Because plopping a 30-foot-tall golden naked David (penis) in front of its entrance wasn't surprising enough, in August, this top Louisville restaurant changed executive chefs. While the reviews of David are mixed (penis), Levon Wallace's menu has drawn near universal praise.

Rye On Market

"Is Yelp Really for Morons?" Time magazine asks. That this NuLu hotspot only nets 3.5 stars on that user-review site answers Time's question with a resounding "fuck yeah." Try the potato and leek fritters or meat plate.

Hammerheads

Diners were walking into this former walkout basement for chicken and waffles before that dish was cool (again). And three of our industry experts listed it as one of their top standbys of 2012.

Jack Fry's

If this clubby landmark were any more quintessential Louisville, diners would eat on a thoroughbred while brandishing a baseball bat and quoting Muhammad Ali.

Bistro Le Relais

This Bowman Field bistro's take on traditional French cuisine—a whiff of the beef bourguignon can transport you instantly to Pont Neuf—stands out in a city named for Louis XVI.

Mayan Café

Visiting for Derby, dinner at this authentic Mayan restaurant led this then-DC-based editor to realize just what a livable city Louisville is.

Basa

Michael and Stephen Ton's modern Vietnamese restaurant has been a top draw since it opened in 2007.

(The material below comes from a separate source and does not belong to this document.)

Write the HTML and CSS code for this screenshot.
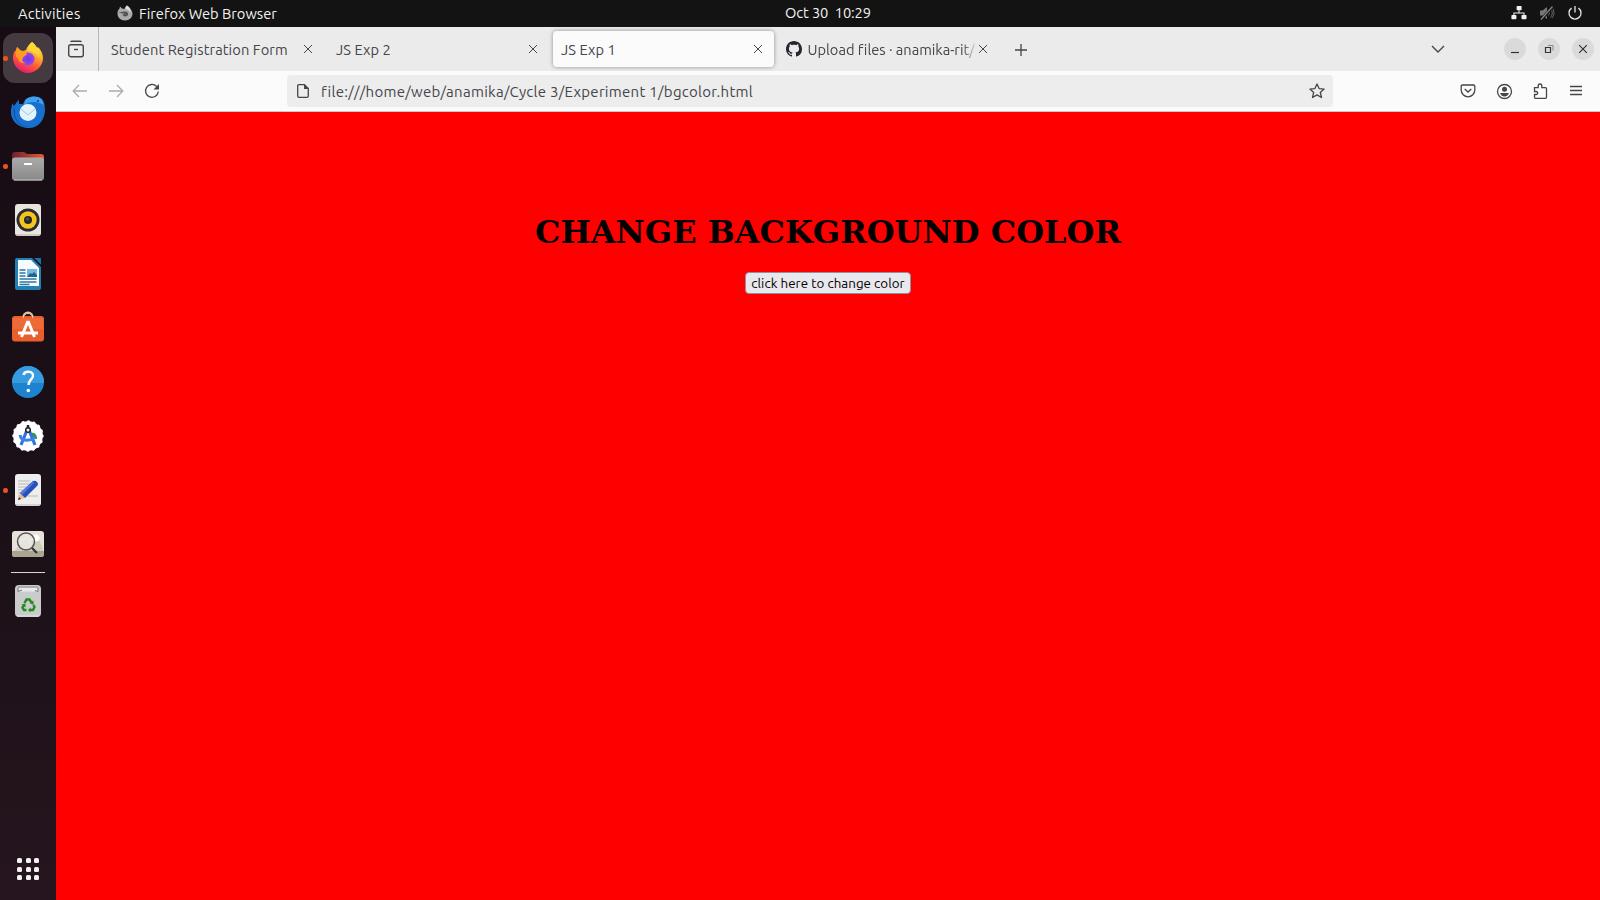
FILE: index.html
```html
<!DOCTYPE html>
<html lang="en">
<head>
<meta charset="utf-8">
<title>JS Exp 1</title>
<link rel="stylesheet" href="styles.css">
</head>
<body>
<header class="topbar">
  <span class="activities">Activities</span>
  <svg class="app-icon" width="16" height="16" viewBox="0 0 32 32"><path fill="#aaa" d="M20 1c6 4 10 9 11 16 0 8-6 14-15 14S1 25 1 17c0-4 1-7 4-10l1-4 4 4 5 1c1-3 2-5 5-7z"/><path fill="#555" d="M3 14c5 1 9-1 13-1 5 0 7 3 6 7-2 4-9 4-12-1 2 1 4 0 4-2-4 0-7-1-11-3z"/><path fill="#ddd" d="M20 1c5 4 8 8 7 15-2-5-5-7-10-8 0-3 1-5 3-7z"/></svg>
  <span class="app-name">Firefox Web Browser</span>
  <span class="clock">Oct 30&nbsp; 10:29</span>
  <div class="status">
    <svg width="16" height="16" viewBox="0 0 16 16" fill="#f2f2f2"><rect x="5.6" y="1" width="5" height="4.3" rx=".7"/><rect x=".4" y="10" width="5" height="4.3" rx=".7"/><rect x="10.5" y="10" width="5" height="4.3" rx=".7"/><path d="M7.500 5h1v2.500h5V10h-1V8.500H3.400V10h-1V7.500h5.100z"/></svg>
    <svg width="16" height="16" viewBox="0 0 16 16"><path fill="#777" d="M1 5.500h2.500L8 2v12L3.500 10.500H1z"/><path d="M9.500 5.500q2 2.500 0 5M11.500 3.500q3.500 4.500 0 9M13 2q4 6 0 11" fill="none" stroke="#666"/><path d="M1.500 15.500 14 1.500" stroke="#131313" stroke-width="3"/><path d="M2 14.500 13.500 1.500" stroke="#888" stroke-width="1.200"/></svg>
    <svg width="16" height="16" viewBox="0 0 16 16" fill="none" stroke="#e8e8e8" stroke-width="1.300"><path d="M4.600 3.100a6 6 0 1 0 6.800 0M8 1v6.500"/></svg>
  </div>
</header>
<div class="desktop">
  <nav class="dock">
    <div class="launcher active running"><svg width="36" height="36" viewBox="0 0 36 36"><defs><linearGradient id="fx" x1=".8" y1="0" x2=".3" y2="1"><stop offset="0" stop-color="#fff14a"/><stop offset=".35" stop-color="#ffb32c"/><stop offset=".65" stop-color="#ff5a36"/><stop offset="1" stop-color="#e31578"/></linearGradient><radialGradient id="fxp"><stop offset="0" stop-color="#6a3be0"/><stop offset="1" stop-color="#9a45ec"/></radialGradient></defs><path fill="url(#fx)" d="M22 2c2 1.500 4 4 5 6l1-1c3 3 5 7 5 11 0 8-7 15-15 15S3 26 3 18c0-4 1-6 3-8l1-3 3 3 3 1 3-1c1-3 3-6 6-8z"/><circle cx="18" cy="19" r="6.500" fill="url(#fxp)"/><path fill="#ff9a22" d="M6 12l1-5 4 4 3 0 3 3c-1 2-4 2-4 4-2 2 0 5 3 5-5 1-8-2-8-5l-2-1z"/><path fill="#ffd836" d="M22 2c5 4 8 9 7 16-1-3-2-5-5-5-2-2-4-2-6-2 0-4 1-6 4-9z"/></svg></div>
    <div class="launcher"><svg width="36" height="36" viewBox="0 0 36 36"><path fill="#1670cc" d="M2 11q0-3 2 1l5-7v5h4C15 4 22 1 29 3c5 2 6 7 6 14C34 27 28 34 19 34 9 34 0 27 1 16z"/><path fill="#180d15" d="M8 2h7l-2 7H9z"/><path fill="#3fa0ef" d="M15 6c4-4 12-5 17 0l2 5c-7-4-14-4-20 0z"/><path fill="#0c51ab" d="M5 17c-1 8 5 15 14 16C9 33 2 25 4 12z"/><circle cx="18" cy="18.500" r="8.500" fill="#e4f2fc"/><path d="m11 15 7 6 7-6" fill="none" stroke="#a5c4dd"/><circle cx="28" cy="7" r="1" fill="#123b79"/></svg></div>
    <div class="launcher running low"><svg width="36" height="36" viewBox="0 0 36 36"><defs><linearGradient id="fd"><stop stop-color="#6d2034"/><stop offset="1" stop-color="#e25c31"/></linearGradient><linearGradient id="fg" x2="0" y2="1"><stop stop-color="#aaa"/><stop offset="1" stop-color="#898989"/></linearGradient></defs><path fill="url(#fd)" d="M2 6q0-3 3-3h9l3 2h14q3 0 3 3v9H2z"/><rect x="2" y="8.500" width="32" height="23" rx="3" fill="url(#fg)"/><path d="M4 31h28" stroke="#c5c5c5"/><rect x="14" y="14" width="8" height="2" rx=".5" fill="#fff"/></svg></div>
    <div class="launcher"><svg width="36" height="36" viewBox="0 0 36 36"><rect x="5" y="2" width="26" height="32" rx="3" fill="#e9e4de"/><path d="M6 33h24" stroke="#b7aea4"/><circle cx="18" cy="18" r="11.500" fill="#272b32"/><circle cx="18" cy="18" r="8.700" fill="#f5c51d"/><circle cx="18" cy="18" r="4" fill="#25292e"/><circle cx="17.500" cy="17" r="1.500" fill="#555"/></svg></div>
    <div class="launcher"><svg width="36" height="36" viewBox="0 0 36 36"><path fill="#2380b5" d="M7 2h16l8 8v22q0 2-2 2H7q-2 0-2-2V4q0-2 2-2z"/><path fill="#f8fbfd" d="M8 4h13l8 8v18H8z"/><path fill="#1571a8" d="M24 2h7v7z"/><path fill="#180d15" d="m22 2 9 9V9l-7-7z"/><path d="M9.500 14h6M9.500 17h6M9.500 20h6M9.500 23h17M9.500 26h17M9.500 28.500h10" stroke="#2a78a6" stroke-width="1.300"/><path fill="#75b8dd" d="M17 13h10v8H17z"/><path fill="#1b668f" d="m17 21 3-4 2 1 2-2 3 3v2z"/></svg></div>
    <div class="launcher high"><svg width="36" height="36" viewBox="0 0 36 36"><path d="M13 10C12 1 24 1 23 10" fill="none" stroke="#e7c4a8" stroke-width="1.600"/><path fill="#e85e2c" d="M5 7h26q3 0 3 3v19.500q0 3-3 3H5q-3 0-3-3V10q0-3 3-3z"/><path fill="#f17744" d="M3 9h30v11H3z" opacity=".5"/><path d="m18 12-6.500 16M18 12l6.500 16" fill="none" stroke="#fff" stroke-width="3"/><path d="M8 24h20" stroke="#fff" stroke-width="3"/><path d="M13 9C14 3 22 3 23 9" fill="none" stroke="#f7dbc5"/></svg></div>
    <div class="launcher"><svg width="36" height="36" viewBox="0 0 36 36"><circle cx="18" cy="18" r="16" fill="#1d83d0"/><path d="M2 18a16 16 0 0 1 32 0v1H2z" fill="#379be0"/><path d="M13.500 11c1-4.500 10-4.500 9.500 1 0 3-4.500 3.500-4.500 9" fill="none" stroke="#fff" stroke-width="2.400"/><circle cx="18.300" cy="26.500" r="1.800" fill="#fff"/></svg></div>
    <div class="launcher"><svg width="36" height="36" viewBox="0 0 36 36"><circle cx="18" cy="18" r="14.800" fill="#fff"/><circle cx="18" cy="18" r="14" fill="none" stroke="#fff" stroke-width="3.500" stroke-linecap="round" stroke-dasharray=".1 5.398"/><path fill="#329650" d="M21 15c4-1 6 2 6 6h-6z"/><path d="m17 12-6 15M19 12l6 15" stroke="#3273dc" stroke-width="3.200"/><path d="M10 17q1 6 8 5 5 0 7-3" fill="none" stroke="#3d83ea" stroke-width="3"/><circle cx="18" cy="12" r="2.300" fill="#eee" stroke="#222" stroke-width="1.500"/><path d="M18 7v3" stroke="#222" stroke-width="2.500"/></svg></div>
    <div class="launcher running"><svg width="36" height="36" viewBox="0 0 36 36"><rect x="5" y="2" width="26" height="32" rx="3" fill="#eee"/><path d="M6 33h24" stroke="#bbb"/><path d="M8 9h12M8 12h15M8 15h12M8 18h10M8 21h8M8 24h20" stroke="#bcb8ae" stroke-width="1.200"/><path fill="#edbd83" d="m8 28 2-7 5 5z"/><path fill="#284fba" d="M10 21 23 9q2-1 4 1 2 2 0 4L15 26z"/><path fill="#4d7be0" d="m10 21 13-12 1 2-12 12z"/><path fill="#333" d="m8 28 1-3 2 2z"/></svg></div>
    <div class="launcher"><svg width="36" height="36" viewBox="0 0 36 36"><rect x="2" y="5" width="32" height="26" rx="3" fill="#e5e2d8"/><path fill="#d0cdbf" d="m3 26 13-13 4 7 8-8 5 10v7q0 2-2 2H5q-2 0-2-2z"/><path fill="#aaa58f" d="M2 25h32v3q0 3-3 3H5q-3 0-3-3z"/><circle cx="26" cy="12" r="3.500" fill="#fff"/><circle cx="16" cy="15.500" r="8.500" fill="#ebe9e4" fill-opacity=".8" stroke="#555" stroke-width="1.500"/><path d="m22 22 5 5" stroke="#333" stroke-width="2.200"/></svg></div>
    <div class="separator"></div>
    <div class="launcher high"><svg width="36" height="36" viewBox="0 0 36 36"><rect x="5" y="2" width="26" height="32" rx="4" fill="#c9cccb"/><path fill="#e8e8e8" d="M8 3.500h20v5H8z"/><path d="M8 4h20M8 4.500v4l4-1.500M28 4.500v4l-3-1" fill="none" stroke="#777"/><path d="M7 33h22" stroke="#e2e2e2"/><g fill="none" stroke="#228b22" stroke-width="2.400"><path d="m14.500 20 2-3.500h3l2 3M23.500 22l1 2-1.500 3h-3M16.500 27H14l-1.500-2.500 1.500-2.500"/></g><path fill="#228b22" d="m19.500 20 4-2.500v4.500zM20.500 24.500v5L18 27zM11.500 21.500l4-1v4z"/></svg></div>
    <div class="apps-grid"><i></i><i></i><i></i><i></i><i></i><i></i><i></i><i></i><i></i></div>
  </nav>
  <main class="browser">
    <div class="tabstrip">
      <div class="firefox-view"><svg width="18" height="18" viewBox="0 0 18 18" fill="none" stroke="#45454a" stroke-width="1.400"><path d="M3.500 1.700q.5-.5 1.500-.500h8q1 0 1.500.500"/><rect x="1.700" y="4.700" width="14.600" height="12" rx="2"/><path d="M7 9.500h4"/></svg></div>
      <div class="tab"><span class="tab-title t-reg">Student Registration Form</span><svg class="close" width="10" height="10"><path d="m1 1 8 8M9 1 1 9"/></svg></div>
      <div class="tab"><span class="tab-title t-exp">JS Exp 2</span><svg class="close" width="10" height="10"><path d="m1 1 8 8M9 1 1 9"/></svg></div>
      <div class="tab selected"><span class="tab-title t-exp">JS Exp 1</span><svg class="close" width="10" height="10"><path d="m1 1 8 8M9 1 1 9"/></svg></div>
      <div class="tab"><svg class="favicon" width="16" height="16" viewBox="0 0 16 16"><path fill="#24292f" d="M8 0C3.580 0 0 3.580 0 8c0 3.540 2.290 6.530 5.470 7.590.4.070.55-.17.55-.38 0-.19-.01-.82-.01-1.490-2.010.37-2.530-.49-2.690-.94-.09-.23-.48-.94-.82-1.130-.28-.15-.68-.52-.01-.53.63-.01 1.080.58 1.230.82.72 1.210 1.870.87 2.330.66.070-.52.28-.87.51-1.070-1.780-.2-3.640-.89-3.640-3.950 0-.87.31-1.590.82-2.150-.08-.2-.36-1.020.08-2.120 0 0 .67-.21 2.200.82.64-.18 1.320-.27 2-.27s1.360.09 2 .27c1.530-1.040 2.200-.82 2.200-.82.44 1.100.16 1.920.08 2.120.51.56.82 1.270.82 2.150 0 3.070-1.870 3.750-3.650 3.950.29.25.54.73.54 1.480 0 1.070-.01 1.930-.01 2.200 0 .21.15.46.55.38A8.010 8.010 0 0 0 16 8c0-4.420-3.580-8-8-8z"/></svg><span class="tab-title t-up">Upload files · anamika-rit/</span><svg class="close" width="10" height="10"><path d="m1 1 8 8M9 1 1 9"/></svg></div>
      <svg class="new-tab" width="14" height="14" stroke="#45454a" stroke-width="1.300"><path d="M7 1v12M1 7h12"/></svg>
      <svg class="all-tabs" width="14" height="8" fill="none" stroke="#45454a" stroke-width="1.400"><path d="m1 1 6 6 6-6"/></svg>
      <div class="window-buttons">
        <button><svg width="10" height="10"><path d="M1 8.500h8"/></svg></button>
        <button><svg width="10" height="10"><path d="M1.500 3.500h5v5h-5z"/><path d="M4 1.500h5v5" stroke="#888" stroke-width="1"/></svg></button>
        <button><svg width="10" height="10"><path d="m1.200 1.200 7.600 7.600M8.800 1.200 1.200 8.800"/></svg></button>
      </div>
    </div>
    <div class="toolbar">
      <svg class="off" width="16" height="16"><path d="M15 8H1.500M7 2 1.200 8 7 14"/></svg>
      <svg class="off" width="16" height="16"><path d="M1 8h13.500M9 2l5.800 6L9 14"/></svg>
      <svg width="16" height="16"><path d="M14.300 8.500A6.400 6.400 0 1 1 12.600 3.500"/><path d="M15 1v5.500H9.500z" fill="#45454a" stroke="none"/></svg>
      <div class="urlbar">
        <svg width="16" height="16"><path d="M4 1.700h5.500l3.800 3.800v7.500q0 1.300-1.300 1.300H4q-1.300 0-1.300-1.300V3q0-1.300 1.300-1.300z"/><path d="M9 1.500V6h4.500z" fill="#45454a" stroke="none"/></svg>
        <span class="url">file:///home/web/anamika/Cycle 3/Experiment 1/bgcolor.html</span>
        <svg class="star" width="16" height="16"><path stroke-linejoin="round" d="m8 1 2.100 4.600 5 .5-3.800 3.400 1.200 5L8 11.900l-4.500 2.600 1.200-5L.9 6.100l5-.5z"/></svg>
      </div>
      <div class="actions">
        <svg width="16" height="16"><path d="M2.500 2h11q1.300 0 1.300 1.300V7A6.800 6.800 0 0 1 1.200 7V3.300Q1.200 2 2.500 2z"/><path d="m4.700 6 3.300 3 3.300-3"/></svg>
        <svg width="16" height="16"><circle cx="8.500" cy="8.500" r="7"/><circle cx="8.500" cy="6.300" r="2.500" fill="#45454a" stroke="none"/><path d="M4 10h9q-1.500 3.500-4.500 3.500T4 10z" fill="#45454a" stroke="none"/></svg>
        <svg width="16" height="16"><path d="M2.500 4.700h3.700V3q0-2 1.800-2t1.800 2v1.700h3.700q1 0 1 1v8.600q0 1-1 1h-10q-1 0-1-1V11.500H4q1.700 0 1.700-1.500T4 8.500H2.500z"/></svg>
        <svg width="16" height="16"><path d="M2 3.500h12M2 7.500h12M2 11.500h12"/></svg>
      </div>
    </div>
    <section class="page">
      <h1>CHANGE BACKGROUND COLOR</h1>
      <button class="change"><span>click here to change color</span></button>
    </section>
  </main>
</div>
</body>
</html>
```
FILE: styles.css
```css
* { box-sizing: border-box; }
body { margin: 0; width: 1600px; height: 900px; overflow: hidden; font: 14.667px "Ubuntu", "Noto Sans", sans-serif; color: #45454a; }
svg { flex: none; display: block; }
button { font-family: inherit; padding: 0; }
span { white-space: nowrap; }

.topbar { height: 27px; background: #131313; color: #f2f2f2; display: flex; align-items: center; position: relative; padding-left: 18px; }
.activities { width: 99px; letter-spacing: .24px; }
.app-icon { margin-top: -2px; margin-right: 6px; }
.clock { position: absolute; left: 785px; top: 0; line-height: 26px; letter-spacing: -.1px; }
.status { display: flex; gap: 12px; margin-left: auto; padding-right: 17px; margin-top: -2px; }

.desktop { display: flex; height: 873px; }
.dock { width: 56px; background: linear-gradient(#180c14, #1b1017 55%, #26151e); display: flex; flex-direction: column; align-items: center; padding: 4px 0 20px; }
.launcher { width: 56px; height: 54px; flex: none; display: flex; align-items: center; justify-content: center; position: relative; }
.launcher svg { position: relative; }
.low svg { margin-top: 1px; }
.high svg { margin-top: -2px; }
.launcher.active::after { content: ""; position: absolute; left: 3px; top: 2px; width: 50px; height: 50px; border-radius: 12px; background: #443a40; }
.launcher.active svg { z-index: 1; }
.launcher.running::before { content: ""; position: absolute; z-index: 2; left: 3px; top: 25px; width: 4.500px; height: 4.500px; border-radius: 50%; background: #e95420; }
.separator { width: 34px; height: 1px; background: #d8d5d7; margin: 1px 0 2px; flex: none; }
.apps-grid { margin-top: auto; display: grid; grid-template-columns: repeat(3, 5px); gap: 3.500px; }
.apps-grid i { width: 5px; height: 5px; border-radius: 1.500px; background: #f4f2f3; }

.browser { flex: 1; display: flex; flex-direction: column; }
.tabstrip { height: 44px; background: #ebebeb; display: flex; align-items: center; }
.firefox-view { width: 43px; height: 44px; border-right: 1px solid #b8b8b8; padding: 13px 0 0 11px; }
.tab { width: 221px; height: 36px; margin: 0 2px; border-radius: 4px; display: flex; align-items: center; padding: 0 11px 0 8px; }
.firefox-view + .tab { margin-left: 4px; }
.tab.selected { background: #fbfbfb; box-shadow: 0 0 4px rgba(0,0,0,.4); }
.tab-title { letter-spacing: .09px; }
.close { margin-left: auto; stroke: #45454a; stroke-width: 1; }
.favicon { margin-right: 5.500px; }
.t-up { width: 168px; letter-spacing: -.03px; mask-image: linear-gradient(90deg, #000 92%, transparent 101%); }
.new-tab { margin-left: 13px; margin-top: 1px; }
.all-tabs { margin-left: auto; margin-right: 59px; }
.window-buttons { display: flex; gap: 12px; margin-right: 6px; }
.window-buttons button { width: 22px; height: 22px; border: 0; border-radius: 50%; background: #dadada; display: grid; place-items: center; }
.window-buttons svg { fill: none; stroke: #333; stroke-width: 1.200; }

.toolbar { height: 41px; background: #fbfbfb; border-bottom: 1px solid #c8c8c8; display: flex; align-items: center; padding-left: 16px; gap: 20px; }
.toolbar svg { fill: none; stroke: #45454a; stroke-width: 1.300; overflow: visible; }
.toolbar .off { stroke: #acacae; }
.urlbar { width: 1046px; height: 32px; background: #ededed; border-radius: 4px; margin-left: 107px; padding: 0 8px; display: flex; align-items: center; }
.url { margin-left: 10px; padding-top: 1px; font-size: 15px; letter-spacing: .275px; }
.star { margin-left: auto; }
.actions { margin-left: auto; display: flex; gap: 20px; padding-right: 16px; }

.page { flex: 1; background: #f00; display: flex; flex-direction: column; align-items: center; padding-top: 102px; }
h1 { margin: 0; color: #000; font: bold 32px/37px "DejaVu Serif", serif; white-space: nowrap; }
.change { margin-top: 21px; width: 166px; height: 22px; border: 1px solid #8f8f9d; border-radius: 4px; background: #e9e9ed; color: #000; font-size: 13.333px; line-height: 18px; letter-spacing: .05px; display: flex; align-items: center; justify-content: center; padding-top: 2px; }
```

Seviche: A Latin Restaurant

Seviche? In Kentucky? Repeat James Beard semifinalist Anthony Lamas's original take on the traditional Latin America dish proves it's possible here.

Wiltshire on Market

It doesn't get as much press as some of its East Market neighbors, but what does the media know anyway?

El Mundo

Try to get a table here, especially on Wednesday and Thursday when margaritas are just $4, and you'll see just how many Louisvillians consider this Frankfort Ave. spot essential.

Dragon King's Daughter

Named in honor of the first woman to reach enlightenment, this Asian-fusion restaurant's sushi, tacos and flatbreads will have you headed on a similar path.